加えて、自分でも対策をしっかりとって体調を管理し、症状を悪化させずに日常生活を送る方法を工夫しながら探ってください。
周りの人の理解
「においつわり」は、家庭や職場などでほかの人が発生させるにおいに反応して症状が悪化するケースが多いため、パートナーやその他の家族、職場の上司・同僚、友人などに理解や協力を求めましょう。「どのようなにおいで、どのような症状が出るか」などを具体的に伝えるのがポイントです。
たばこや食べ物、お酒のにおいがついたまま近寄らないように配慮してもらったり、苦手な香水をつけている人には「においつわり」の間だけ距離をとってもらったりできるように相談してみてください。パートナーや家族には、においを極力減らしてもらうために、入浴してから部屋に入るようお願いするのもおすすめです。
生活の工夫
さまざまな場面で、苦手なにおいに接しないように工夫していきます。たとえば職場ならランチタイム時に人が少ない場所を選び、においが気にならない食品や果物などを食べるとよいでしょう。
また、外出時は人混みを避け、通勤ラッシュがつらい場合は可能なら上司に時差出勤や在宅勤務を相談してみてください。
無理をしない
身体がつらいときは無理をせず休むことが重要です。疲労が溜まると、つわり症状が悪化するケースがあります。家事や仕事を頑張りすぎず、身体がつらいときには周囲に頼りましょう。
パートナーや家族、同僚のほか、行政や民間のサービスを依頼するのも一つの手です。たとえばハウスキーパーを頼んだり、上の子がいる場合はベビーシッターや一時保育を依頼したりするなど、無理をしすぎないようにしましょう。
栄養素や水分を摂取する
においで気持ち悪くなると、食べ物や水分をなかなか口に入れられず、栄養不足や脱水に陥りやすくなります。食べやすい物をストックして小まめに食べ、水分を補給しましょう。栄養不足や脱水は体調をさらに悪化させ、胎児の成長に影響が出る可能性もあります。
水分を摂取する際は、少量ずつ水やお茶を摂取してください。また、後味がスッキリする炭酸水を好んで飲む方も多くいます。食事を全くとれない場合は、スポーツドリンクや経口補水液を摂るのもいいでしょう。不足しがちな塩分などの電解質を補給できます。

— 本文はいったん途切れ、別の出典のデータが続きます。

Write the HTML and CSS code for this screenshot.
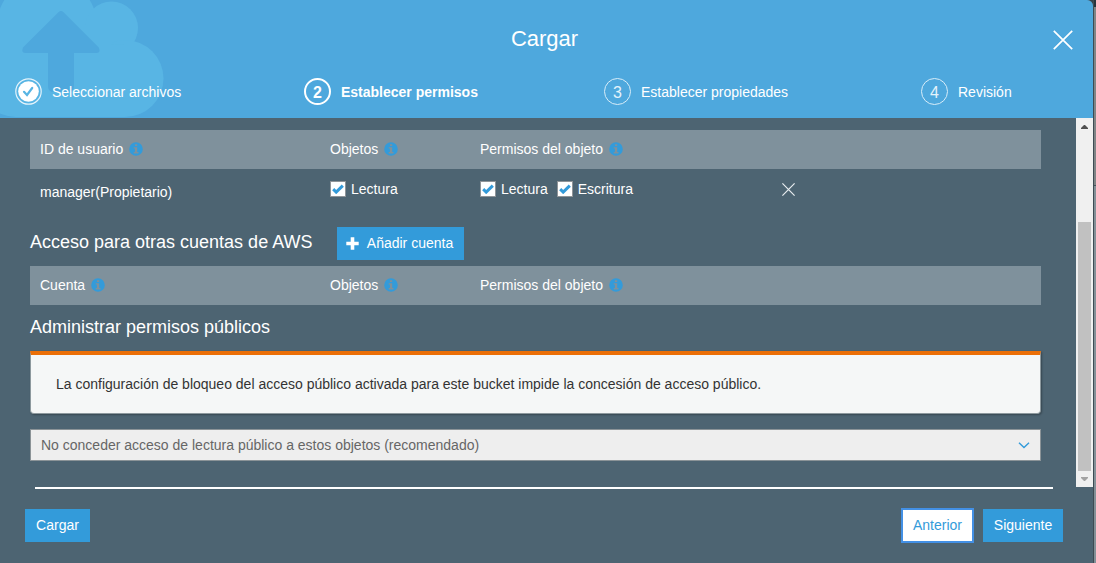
FILE: index.html
```html
<!DOCTYPE html>
<html lang="es">
<head>
<meta charset="utf-8">
<title>Cargar</title>
<link rel="stylesheet" href="styles.css">
</head>
<body>
<svg class="defs" width="0" height="0">
  <symbol id="info" viewBox="0 0 14 14">
    <path fill-rule="evenodd" d="M7 .2a6.8 6.8 0 1 1 0 13.6A6.8 6.8 0 0 1 7 .2zM5.9 2.200v1.800h2.300V2.200zM4.700 5.300v1.200h1.200v3.500H4.700v1.400h4.800V10H8.200V5.300z" fill="#339bda"/>
  </symbol>
  <symbol id="check" viewBox="0 0 12 10">
    <path d="M1.200 5.200l3 2.900L10.800 1.600" fill="none" stroke="#339bda" stroke-width="3"/>
  </symbol>
</svg>
<div class="page">
  <main class="dialog">
    <header class="header">
      <svg class="cloud" width="166" height="118" viewBox="0 0 166 118">
        <g fill="#58b5e4">
          <circle cx="47" cy="26" r="50"/>
          <circle cx="111.500" cy="28" r="26.500"/>
          <circle cx="125" cy="78.500" r="38.500"/>
          <circle cx="16" cy="78.500" r="38.500"/>
          <path d="M0 26h111v18l14 1v72H16L0 110z"/>
        </g>
        <path d="M58.700 12q2.300-2 4.600 0L98.800 47.500q2.200 5-2 5.500H74v33q0 6-6 6H54q-6 0-6-6V53H25q-4-.5-2-5.500z" fill="#4ea8dd"/>
      </svg>
      <h1 class="title">Cargar</h1>
      <button class="close" aria-label="Cerrar"><svg width="20" height="20" viewBox="0 0 20 20"><path d="M.8.800l18.400 18.400M19.200.800L.8 19.200" stroke="#fff" stroke-width="1.700"/></svg></button>
      <nav class="steps">
        <div class="step"><span class="num done"><svg width="27" height="27" viewBox="0 0 27 27"><circle cx="13.500" cy="13.500" r="12.700" fill="none" stroke="#e4f3fb" stroke-width="1.200"/><circle cx="13.500" cy="13.500" r="10.300" fill="#fff"/><path d="M9 13.800l3 3.200 5.200-7" fill="none" stroke="#58b5e4" stroke-width="2.200" stroke-linecap="round"/></svg></span>Seleccionar archivos</div>
        <div class="step active"><span class="num">2</span>Establecer permisos</div>
        <div class="step"><span class="num">3</span>Establecer propiedades</div>
        <div class="step"><span class="num">4</span>Revisión</div>
      </nav>
    </header>
    <div class="body">
      <section class="content">
        <div class="row head"><span>ID de usuario<svg class="info"><use href="#info"/></svg></span><span>Objetos<svg class="info"><use href="#info"/></svg></span><span>Permisos del objeto<svg class="info"><use href="#info"/></svg></span></div>
        <div class="row user">
          <span class="name">manager(Propietario)</span>
          <span class="checks"><label><i class="box"><svg width="12" height="10"><use href="#check"/></svg></i>Lectura</label></span>
          <span class="checks"><label><i class="box"><svg width="12" height="10"><use href="#check"/></svg></i>Lectura</label><label><i class="box"><svg width="12" height="10"><use href="#check"/></svg></i>Escritura</label></span>
          <svg class="remove" width="13" height="13" viewBox="0 0 13 13"><path d="M.4.400l12.200 12.200M12.600.400L.4 12.600" stroke="#e8edf0" stroke-width="1.200"/></svg>
        </div>
        <div class="accounts">
          <h2>Acceso para otras cuentas de AWS</h2>
          <button class="btn add"><svg width="13" height="13" viewBox="0 0 13 13"><path d="M6.500.300v12.400M.3 6.500h12.400" stroke="#fff" stroke-width="3.600"/></svg>Añadir cuenta</button>
        </div>
        <div class="row head"><span>Cuenta<svg class="info"><use href="#info"/></svg></span><span>Objetos<svg class="info"><use href="#info"/></svg></span><span>Permisos del objeto<svg class="info"><use href="#info"/></svg></span></div>
        <h2 class="public">Administrar permisos públicos</h2>
        <div class="alert">La configuración de bloqueo del acceso público activada para este bucket impide la concesión de acceso público.</div>
        <div class="select">No conceder acceso de lectura público a estos objetos (recomendado)<svg width="12" height="7" viewBox="0 0 12 7"><path d="M1 .8l5 4.700 5-4.700" fill="none" stroke="#339bda" stroke-width="1.400"/></svg></div>
      </section>
      <div class="scrollbar">
        <svg width="7" height="4" viewBox="0 0 7 4"><path d="M0 4V3L3 0h1l3 3v1z" fill="#505050"/></svg>
        <div class="thumb"></div>
        <svg width="7" height="4" viewBox="0 0 7 4"><path d="M0 0v1l3 3h1l3-3V0z" fill="#a3a3a3"/></svg>
      </div>
    </div>
    <footer class="footer">
      <button class="btn">Cargar</button>
      <button class="btn prev">Anterior</button>
      <button class="btn next">Siguiente</button>
    </footer>
  </main>
  <div class="backdrop"><div class="navbar"></div><div class="panel"></div></div>
</div>
</body>
</html>
```
FILE: styles.css
```css
* { box-sizing: border-box; }
body { margin: 0; font: 14px/20px "Liberation Sans", Arial, sans-serif; color: #fff; overflow: hidden; }
button { font: inherit; border: 0; padding: 0; background: none; color: inherit; }
h1, h2 { margin: 0; font-weight: 400; }
svg { display: block; flex: none; }
.defs { position: absolute; }
.page { display: flex; width: 1096px; height: 563px; background: #34434c; }
.dialog { width: 1093px; height: 563px; background: #4d6472; border-top-right-radius: 6px; overflow: hidden; }
.backdrop { flex: 1; padding-left: 1px; background: #3d4b53; }
.navbar { height: 7px; background: #26343d; }
.panel { height: 556px; background: linear-gradient(#7f8486 0 178px, #46545c 178px 179px, #839097 179px); }

.header { position: relative; height: 118px; background: #4ea8dd; padding-top: 24px; }
.cloud { position: absolute; left: 0; top: 0; }
.title { position: relative; height: 30px; padding-right: 4px; text-align: center; font-size: 22px; line-height: 30px; }
.close { position: absolute; left: 1053px; top: 30px; }
.steps { position: relative; display: grid; grid-template-columns: 289px 300px 317px 1fr; margin-top: 24px; padding-left: 15px; }
.step { display: flex; align-items: center; gap: 10px; height: 27px; }
.active { font-weight: 700; }
.num { width: 27px; height: 27px; border: 1px solid #d8edf9; border-radius: 50%; text-align: center; font-size: 16px; line-height: 27px; color: #e4f3fb; }
.active .num { border: 2px solid #fff; line-height: 25px; color: #fff; }
.num.done { border: 0; }

.body { display: flex; justify-content: space-between; height: 369px; }
.content { width: 1011px; margin-left: 30px; padding-top: 12px; }
.row { display: grid; grid-template-columns: 290px 150px 298px 1fr; padding: 0 10px; }
.head { height: 39px; align-items: center; padding-bottom: 1px; background: #7f919c; }
.head span { display: flex; align-items: center; }
.info { width: 14px; height: 14px; margin-left: 6px; }
.user { height: 58px; padding-top: 10px; }
.name { padding-top: 3px; }
.checks, .checks label { display: flex; }
.checks { gap: 9px; }
.checks label { gap: 5px; }
.box { display: flex; align-items: center; justify-content: center; width: 16px; height: 16px; margin-top: 2px; background: #fff; border: 1px solid #8f9498; }
.remove { margin: 4px 0 0 4px; }
.accounts { display: flex; align-items: center; height: 39px; padding-bottom: 6px; }
h2 { font-size: 18px; line-height: 24px; }
.accounts h2 { width: 307px; padding-bottom: 3px; }
.btn { height: 33px; padding-bottom: 1px; background: #339bda; display: flex; align-items: center; justify-content: center; }
.add { width: 127px; gap: 8px; padding-right: 2px; }
.public { margin: 10px 0 12px; }
.alert { height: 63px; padding: 19px 25px 0; border: 1px solid #8d999e; border-top: 4px solid #eb6f07; border-radius: 0 0 4px 4px; background: #f5f7f7; color: #333; box-shadow: 1px 1px 2px rgba(0,0,0,.3); }
.select { display: flex; align-items: center; justify-content: space-between; height: 32px; margin-top: 15px; padding: 0 10px; border: 1px solid #8b9397; background: #eee; color: #666; }
.scrollbar { display: flex; flex-direction: column; align-items: center; width: 17px; height: 369px; padding-top: 7px; background: #f0f0f0; }
.thumb { width: 13px; height: 249px; margin: 93px 0 6px; background: #c1c1c1; }

.footer { display: flex; padding: 22px 30px 0 25px; height: 76px; background: linear-gradient(#fff, #fff) 35px 0 / 1018px 2px no-repeat; }
.footer .btn { width: 65px; }
.footer .prev { width: 73px; height: 35px; margin: -1px 9px 0 auto; background: #fff; border: 2px solid #4390e5; color: #339bda; }
.footer .next { width: 80px; }
```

しかし、食事がある程度摂れている場合は、塩分と糖分の摂り過ぎになってしまい、妊娠高血圧症や妊娠糖尿病を起こすリスクが高くなりますので注意が必要です。
食べ物では、においの少ない物や酸味のある物(柑橘類、ヨーグルト、酢の物など)、味噌汁などが食べやすくおすすめです。
つらいと感じるボーダーラインを見つけて「においつわり」を乗り越えよう
「においつわり」のつらい症状は、妊婦初期の大きな悩みの一つです。つわり症状が落ち着くまで苦しい時期かもしれませんが、生活の工夫や周囲の協力を得て乗り切りましょう。
人間は生きている以上、無臭の環境で過ごすことはできません。早めに「においがつらいと感じる自分なりのボーダーライン」を見つけて、ラインを超えないように工夫すると日常生活を送りやすくなります。
つわりに負けないようにと、仕事や家事を頑張りすぎるのもよくありません。疲労やストレスは、つわり症状の悪化を招きます。仕事や家事と、症状のコントロールのバランスのなかで「ほどよい」ところを見つけ、適度にリラックスしてなるべく気楽に過ごしながら、つわりの時期を乗り越えてください。